(Data records)
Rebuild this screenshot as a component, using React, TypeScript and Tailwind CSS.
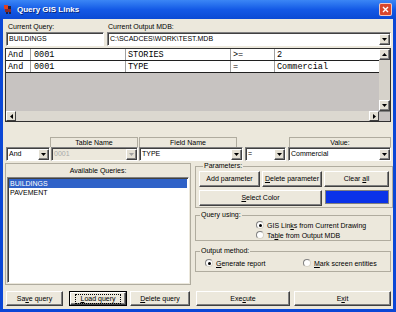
import React from "react";

const raised =
  "border border-t-white border-l-white border-r-[#404040] border-b-[#404040] shadow-[inset_-1px_-1px_0_#808080]";
const sunken =
  "border border-t-[#808080] border-l-[#808080] border-r-white border-b-white shadow-[inset_1px_1px_0_#404040]";

function Tri({ dir, color = "#000" }: { dir: "down" | "up" | "left" | "right"; color?: string }) {
  if (dir === "down")
    return (
      <svg width="5" height="3" viewBox="0 0 5 3">
        <polygon points="0,0 5,0 2.5,3" fill={color} />
      </svg>
    );
  if (dir === "up")
    return (
      <svg width="5" height="3" viewBox="0 0 5 3">
        <polygon points="0,3 5,3 2.5,0" fill={color} />
      </svg>
    );
  if (dir === "left")
    return (
      <svg width="3" height="5" viewBox="0 0 3 5">
        <polygon points="3,0 3,5 0,2.5" fill={color} />
      </svg>
    );
  return (
    <svg width="3" height="5" viewBox="0 0 3 5">
      <polygon points="0,0 0,5 3,2.5" fill={color} />
    </svg>
  );
}

function ArrowBtn({ dir, disabled }: { dir: "down" | "up" | "left" | "right"; disabled?: boolean }) {
  return (
    <div className={`w-[11px] h-[11px] shrink-0 bg-[#e4e0d4] flex items-center justify-center ${raised}`}>
      <Tri dir={dir} color={disabled ? "#a0a0a0" : "#000"} />
    </div>
  );
}

function Combo({ text, className, disabled }: { text: string; className: string; disabled?: boolean }) {
  return (
    <div
      className={`h-[14px] flex items-center ${sunken} ${disabled ? "bg-[#ece8dc] text-[#a8a8a8]" : "bg-white text-black"} ${className}`}
    >
      <div className="flex-1 pl-[2px] leading-[10px] truncate">{text}</div>
      <ArrowBtn dir="down" disabled={disabled} />
    </div>
  );
}

function Btn({ children, className }: { children: React.ReactNode; className: string }) {
  return (
    <div className={`flex items-center justify-center bg-[#ece8dc] leading-[10px] ${raised} ${className}`}>
      {children}
    </div>
  );
}

function Radio({ checked }: { checked?: boolean }) {
  return (
    <span className="w-[8px] h-[8px] rounded-full bg-white border border-t-[#808080] border-l-[#808080] border-r-[#d8d4c8] border-b-[#d8d4c8] flex items-center justify-center shrink-0">
      {checked && <span className="w-[3px] h-[3px] rounded-full bg-black" />}
    </span>
  );
}

function Cell({ children, w, last }: { children?: React.ReactNode; w: string; last?: boolean }) {
  return (
    <div
      className={`${w} h-full pl-[2px] flex items-center ${last ? "" : "border-r border-[#a0a0a0]"} font-['Liberation_Mono',monospace] text-[8.5px] leading-[10px]`}
    >
      {children}
    </div>
  );
}

function Row({ a, b, c, d, e }: { a: string; b: string; c: string; d: string; e: string }) {
  return (
    <div className="h-[12px] flex border-b border-[#202020] bg-white">
      <Cell w="w-[25px]">{a}</Cell>
      <Cell w="w-[95px]">
        <span className="pl-[1px]">{b}</span>
      </Cell>
      <Cell w="w-[105px]">{c}</Cell>
      <Cell w="w-[44px]">{d}</Cell>
      <Cell w="flex-1" last>
        {e}
      </Cell>
    </div>
  );
}

export default function App() {
  return (
    <div className="w-[396px] h-[312px] bg-[#0b47d6] flex flex-col font-['Liberation_Sans',Arial,sans-serif] text-[7px] text-black overflow-hidden select-none">
      {/* Title bar */}
      <div className="h-[19px] flex items-center bg-gradient-to-b from-[#3b86f5] via-[#1459e6] to-[#0b4ad4] pl-[3px] pr-[4px]">
        <svg width="11" height="11" viewBox="0 0 11 11" className="shrink-0">
          <rect x="1" y="1" width="4" height="4" fill="#e04020" />
          <rect x="5" y="2" width="3" height="3" fill="#202040" />
          <rect x="2" y="5" width="6" height="3" fill="#8a2a2a" />
          <rect x="3" y="8" width="2" height="2" fill="#202040" />
          <rect x="6" y="8" width="2" height="2" fill="#202040" />
        </svg>
        <div className="ml-[3px] text-white font-bold text-[8px] leading-[10px] [text-shadow:1px_1px_0_#0a2a80]">
          Query GIS Links
        </div>
        <div className="flex-1" />
        <div className="w-[13px] h-[13px] bg-[#d8462c] border border-white/70 rounded-[2px] flex items-center justify-center">
          <svg width="7" height="7" viewBox="0 0 7 7">
            <path d="M1 1 L6 6 M6 1 L1 6" stroke="#fff" strokeWidth="1.4" />
          </svg>
        </div>
      </div>

      {/* Body */}
      <div className="flex-1 mx-[3px] mb-[3px] bg-[#ece8dc] px-[2px] pt-[3px] pb-[3px] flex flex-col">
        {/* Current query / output mdb */}
        <div className="flex">
          <div className="ml-[1px] w-[98px] flex flex-col">
            <div className="h-[9px] leading-[9px] pl-[2px]">Current Query:</div>
            <div className={`mt-[1px] h-[14px] bg-white flex items-center pl-[2px] leading-[10px] ${sunken}`}>
              BUILDINGS
            </div>
          </div>
          <div className="ml-[3px] w-[284px] flex flex-col">
            <div className="h-[9px] leading-[9px] pl-[1px]">Current Output MDB:</div>
            <Combo text="C:\SCADCES\WORK\TEST.MDB" className="mt-[1px] w-full" />
          </div>
        </div>

        {/* Grid */}
        <div className="mt-[2px] w-[386px] h-[74px] border border-[#303030] flex">
          <div className="w-[373px] flex flex-col">
            <Row a="And" b="0001" c="STORIES" d=">=" e="2" />
            <Row a="And" b="0001" c="TYPE" d="=" e="Commercial" />
            <div className="flex-1 bg-[#c7c3c1]" />
            <div className="h-[10px] flex bg-[#dcd8d0]">
              <div className="w-[10px] h-[10px] bg-[#e4e0d4] flex items-center justify-center border border-t-white border-l-white border-r-[#404040] border-b-[#404040]">
                <Tri dir="left" />
              </div>
              <div className="flex-1" />
              <div className="w-[10px] h-[10px] bg-[#e4e0d4] flex items-center justify-center border border-t-white border-l-white border-r-[#404040] border-b-[#404040]">
                <Tri dir="right" />
              </div>
            </div>
          </div>
          <div className="flex-1 flex flex-col bg-[#d6d2ca]">
            <ArrowBtn dir="up" />
            <div className="flex-1" />
            <ArrowBtn dir="down" />
            <div className="h-[10px] bg-[#c7c3c1] border-t border-[#808080]" />
          </div>
        </div>

        {/* Header row */}
        <div className="mt-[15px] h-[10px] flex">
          <div className="ml-[45px] w-[88px] h-full border-t border-l border-r border-[#b0ac9f] text-center leading-[9px]">
            Table Name
          </div>
          <div className="ml-[1px] w-[98px] h-full border-t border-l border-r border-[#b0ac9f] text-center leading-[9px]">
            Field Name
          </div>
          <div className="ml-[52px] w-[102px] h-full border-t border-l border-r border-[#b0ac9f] text-center leading-[9px]">
            Value:
          </div>
        </div>

        {/* Select row */}
        <div className="h-[14px] flex">
          <Combo text="And" className="ml-[1px] w-[44px]" />
          <Combo text="0001" className="ml-[1px] w-[87px]" disabled />
          <Combo text="TYPE" className="ml-[1px] w-[104px]" />
          <Combo text="=" className="ml-[2px] w-[41px]" />
          <Combo text="Commercial" className="ml-[2px] w-[103px]" />
        </div>

        {/* Groups */}
        <div className="mt-[1px] h-[124px] flex">
          <div className="mt-[1px] w-[187px] h-[122px] border border-[#b0ac9f] flex flex-col">
            <div className="h-[13px] text-center leading-[13px]">Available Queries:</div>
            <div className={`mx-[1px] mb-[1px] flex-1 bg-white pt-[1px] leading-[9px] ${sunken}`}>
              <div className="h-[9px] bg-[#2f62c8] text-white pl-[1px] mx-[1px]">BUILDINGS</div>
              <div className="h-[9px] pl-[2px]">PAVEMENT</div>
            </div>
          </div>

          <div className="ml-[3px] w-[197px] flex flex-col">
            <fieldset className="ml-[1px] border border-[#b0ac9f] px-[3px] pt-[1px] pb-[1px]">
              <legend className="ml-[4px] px-[1px] leading-[8px]">Parameters:</legend>
              <div className="flex">
                <Btn className="w-[61px] h-[16px]">Add parameter</Btn>
                <Btn className="ml-[2px] w-[60px] h-[16px]">
                  <span>
                    <span className="underline">D</span>elete parameter
                  </span>
                </Btn>
                <Btn className="ml-[2px] w-[65px] h-[16px]">
                  <span>
                    Clear <span className="underline">a</span>ll
                  </span>
                </Btn>
              </div>
              <div className="mt-[3px] flex">
                <Btn className="w-[123px] h-[16px]">
                  <span>
                    <span className="underline">S</span>elect Color
                  </span>
                </Btn>
                <div className="ml-[3px] w-[64px] h-[14px] bg-[#0a32e8] border border-[#808080]" />
              </div>
            </fieldset>

            <fieldset className="mt-[3px] ml-[1px] border border-[#b0ac9f] pt-[1px]">
              <legend className="ml-[4px] px-[1px] leading-[8px]">Query using:</legend>
              <div className="h-[10px] flex items-center pl-[60px]">
                <Radio checked />
                <span className="ml-[3px] leading-[9px]">
                  GIS Lin<span className="underline">k</span>s from Current Drawing
                </span>
              </div>
              <div className="h-[10px] flex items-center pl-[60px]">
                <Radio />
                <span className="ml-[3px] leading-[9px]">
                  Ta<span className="underline">b</span>le from Output MDB
                </span>
              </div>
            </fieldset>

            <fieldset className="mt-[6px] ml-[1px] border border-[#b0ac9f] pt-[3px] pb-[3px]">
              <legend className="ml-[4px] px-[1px] leading-[8px]">Output method:</legend>
              <div className="h-[10px] flex items-center">
                <div className="w-[107px] flex items-center pl-[9px]">
                  <Radio checked />
                  <span className="ml-[3px] leading-[9px]">
                    <span className="underline">G</span>enerate report
                  </span>
                </div>
                <Radio />
                <span className="ml-[3px] leading-[9px]">
                  <span className="underline">M</span>ark screen entities
                </span>
              </div>
            </fieldset>
          </div>
        </div>

        {/* Bottom buttons */}
        <div className="mt-[5px] h-[15px] flex ml-[1px]">
          <Btn className="w-[57px] h-full">
            <span>
              Sa<span className="underline">v</span>e query
            </span>
          </Btn>
          <div className="ml-[6px] w-[58px] h-full border border-black">
            <div className={`w-full h-full bg-[#ece8dc] flex items-center justify-center ${raised}`}>
              <span className="border border-dotted border-black px-[4px] leading-[8px]">
                <span className="underline">L</span>oad query
              </span>
            </div>
          </div>
          <Btn className="ml-[3px] w-[60px] h-full">
            <span>
              <span className="underline">D</span>elete query
            </span>
          </Btn>
          <Btn className="ml-[6px] w-[94px] h-full">
            <span>
              Exe<span className="underline">c</span>ute
            </span>
          </Btn>
          <Btn className="ml-[4px] w-[97px] h-full">
            <span>
              E<span className="underline">x</span>it
            </span>
          </Btn>
        </div>
      </div>
    </div>
  );
}
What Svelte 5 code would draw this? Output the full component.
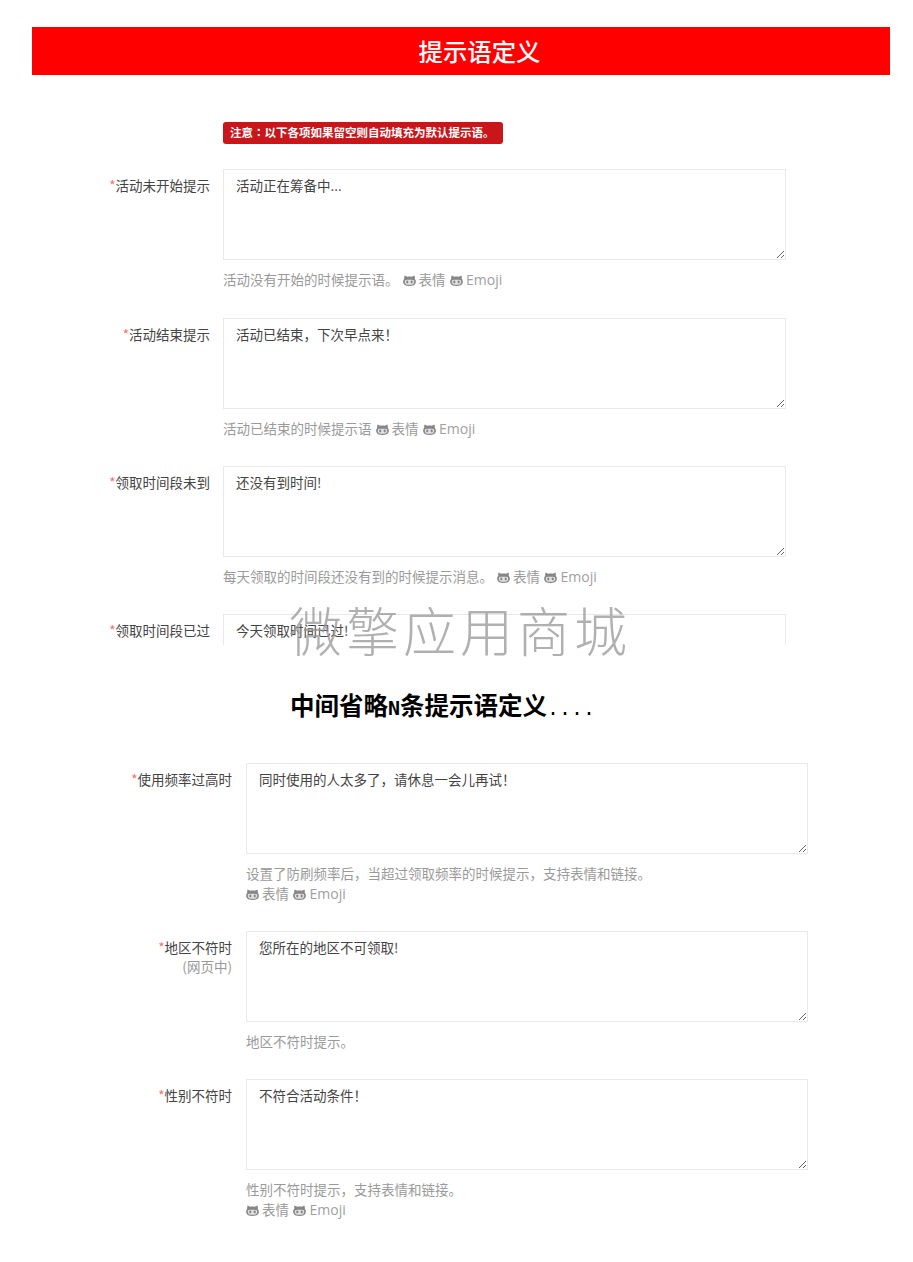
<script>
  const topRows = [
    { label: '活动未开始提示', value: '活动正在筹备中...', help: '活动没有开始的时候提示语。' },
    { label: '活动结束提示', value: '活动已结束，下次早点来！', help: '活动已结束的时候提示语' },
    { label: '领取时间段未到', value: '还没有到时间!', help: '每天领取的时间段还没有到的时候提示消息。' },
    { label: '领取时间段已过', value: '今天领取时间已过!', help: '' }
  ];
  const bottomRows = [
    { label: '使用频率过高时', value: '同时使用的人太多了，请休息一会儿再试！', help: '设置了防刷频率后，当超过领取频率的时候提示，支持表情和链接。', wrap: true },
    { label: '地区不符时', sub: '(网页中)', value: '您所在的地区不可领取!', help: '地区不符时提示。', noEmoji: true },
    { label: '性别不符时', value: '不符合活动条件！', help: '性别不符时提示，支持表情和链接。', wrap: true }
  ];
</script>

{#snippet cat()}
  <svg class="cat" viewBox="0 0 13 11" aria-hidden="true">
    <path class="head" d="M1.6 .5 L4.2 1.7 C5.5 1.5 7.5 1.5 8.8 1.7 L11.4 .5 C11.8 1.5 11.9 2.7 11.8 3.7 C12.7 4.8 13 6.2 12.8 7.6 C12.4 10.2 10 10.9 6.5 10.9 C3 10.9 .6 10.2 .2 7.6 C0 6.2 .3 4.8 1.2 3.7 C1.1 2.7 1.2 1.5 1.6 .5 Z" />
    <path class="face" d="M2.6 5 C4.5 4.5 8.5 4.5 10.4 5 C11.6 5.4 11.6 8.8 9.6 9.4 C7.8 9.8 5.2 9.8 3.4 9.4 C1.4 8.8 1.4 5.4 2.6 5 Z" />
    <ellipse class="head" cx="4.3" cy="7" rx="1.1" ry="1.4" />
    <ellipse class="head" cx="8.7" cy="7" rx="1.1" ry="1.4" />
  </svg>
{/snippet}

{#snippet emoji()}
  <span class="tools">{@render cat()}<span>表情</span>{@render cat()}<span class="en">Emoji</span></span>
{/snippet}

{#snippet row(r)}
  <div class="row">
    <div class="label">
      <div><span class="req">*</span>{r.label}</div>
      {#if r.sub}<div class="sub">{r.sub}</div>{/if}
    </div>
    <div class="field">
      <textarea readonly value={r.value}></textarea>
      {#if r.help}
        <div class="help">
          {r.help}{#if r.wrap}<br />{:else if !r.noEmoji}<span class="gap"></span>{/if}{#if !r.noEmoji}{@render emoji()}{/if}
        </div>
      {/if}
    </div>
  </div>
{/snippet}

<main class="page">
  <h1 class="banner">提示语定义</h1>

  <section class="top">
    <div class="clip">
      <div class="row notice-row">
        <div class="label"></div>
        <div class="notice">注意<span class="colon">：</span>以下各项如果留空则自动填充为默认提示语。</div>
      </div>
      {#each topRows as r}
        {@render row(r)}
      {/each}
    </div>
    <div class="watermark">微擎应用商城</div>
  </section>

  <h2 class="middle">中间省略<span class="mono">N</span>条提示语定义<span class="dots">....</span></h2>

  <section class="bottom">
    {#each bottomRows as r}
      {@render row(r)}
    {/each}
  </section>
</main>

<style>
  :global(body) {
    margin: 0;
    background: #fff;
  }
  .page {
    box-sizing: border-box;
    width: 913px;
    height: 1262px;
    padding-top: 27px;
    font-family: "Noto Sans CJK SC", "Liberation Sans", sans-serif;
    font-size: 13.5px;
    line-height: 20px;
    color: #444;
    overflow: hidden;
  }
  .banner {
    margin: 0 23px 0 32px;
    height: 48px;
    background: #ff0000;
    color: #fff;
    font-size: 24.4px;
    font-weight: 500;
    line-height: 48px;
    text-align: center;
    padding-left: 37px;
    box-sizing: border-box;
  }
  .top {
    position: relative;
    height: 570px;
    --label-w: 178px;
    --gap: 13px;
    --field-w: 563px;
  }
  .clip {
    height: 570px;
    overflow: hidden;
    padding-top: 47px;
    box-sizing: border-box;
  }
  .bottom {
    --label-w: 200px;
    --gap: 14px;
    --field-w: 562px;
  }
  .row {
    display: flex;
    gap: var(--gap);
    padding-left: 32px;
    margin-bottom: 28.5px;
  }
  .top .row:nth-child(2) {
    margin-bottom: 29.5px;
  }
  .top .notice-row {
    margin-bottom: 25px;
  }
  .label {
    flex: none;
    width: var(--label-w);
    padding-top: 5.5px;
    text-align: right;
    box-sizing: border-box;
  }
  .notice-row .label {
    padding-top: 0;
  }
  .req {
    color: #f1706a;
  }
  .sub {
    color: #999;
    margin-top: -1px;
  }
  .field {
    flex: none;
    width: var(--field-w);
  }
  textarea {
    display: block;
    box-sizing: border-box;
    width: 100%;
    height: 91px;
    margin: 0 0 8.5px;
    padding: 4.5px 12px 6px;
    border: 1px solid #e8e9ea;
    border-radius: 0;
    outline: none;
    background: #fff;
    color: #444;
    font: inherit;
    resize: vertical;
  }
  .help {
    color: #9a9a9a;
    white-space: nowrap;
  }
  .gap {
    display: inline-block;
    width: 4px;
  }
  .tools {
    display: inline-flex;
    align-items: center;
    gap: 3px;
    vertical-align: top;
    height: 20px;
  }
  .tools span + :global(svg) {
    margin-left: 1px;
  }
  .cat {
    width: 13px;
    height: 11px;
    margin-top: 3px;
  }
  .head {
    fill: #868686;
  }
  .face {
    fill: #e2e2e2;
  }
  .en {
    font-family: "Open Sans", "Liberation Sans", sans-serif;
    font-size: 14px;
    color: #a0a0a0;
    padding-top: 2px;
    padding-left: 0.5px;
  }
  .notice {
    box-sizing: border-box;
    width: 280px;
    height: 22px;
    padding-left: 7px;
    background: #c9161b;
    border-radius: 3px;
    color: #fff;
    font-size: 11.5px;
    font-weight: 700;
    line-height: 21px;
    white-space: nowrap;
  }
  .colon {
    font-family: "Noto Sans CJK TC", sans-serif;
  }
  .watermark {
    position: absolute;
    left: 289px;
    top: 517px;
    color: rgba(150, 150, 150, 0.75);
    font-size: 53px;
    letter-spacing: 4px;
    line-height: 74px;
    font-weight: 300;
    white-space: nowrap;
  }
  .middle {
    margin: 0;
    height: 118px;
    padding: 46px 0 0 290px;
    box-sizing: border-box;
    color: #000;
    font-size: 24.5px;
    font-weight: 700;
    line-height: 27px;
    white-space: nowrap;
  }
  .mono {
    font-family: "DejaVu Sans Mono", monospace;
    font-size: 20px;
  }
  .dots {
    font-family: "Liberation Mono", monospace;
    font-size: 20px;
    font-weight: 400;
  }
</style>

• [The task] Leave the pictures out and repeat exactly the lines from the beginning of the records to the line bearing "border-t-[#808080] border-l-[#808080] border-r-white", both ends counted.

• [Solution to the exercise]
Rebuild this screenshot as a component, using React, TypeScript and Tailwind CSS.
import React from "react";

const raised =
  "border border-t-white border-l-white border-r-[#404040] border-b-[#404040] shadow-[inset_-1px_-1px_0_#808080]";
const sunken =
  "border border-t-[#808080] border-l-[#808080] border-r-white border-b-white shadow-[inset_1px_1px_0_#404040]";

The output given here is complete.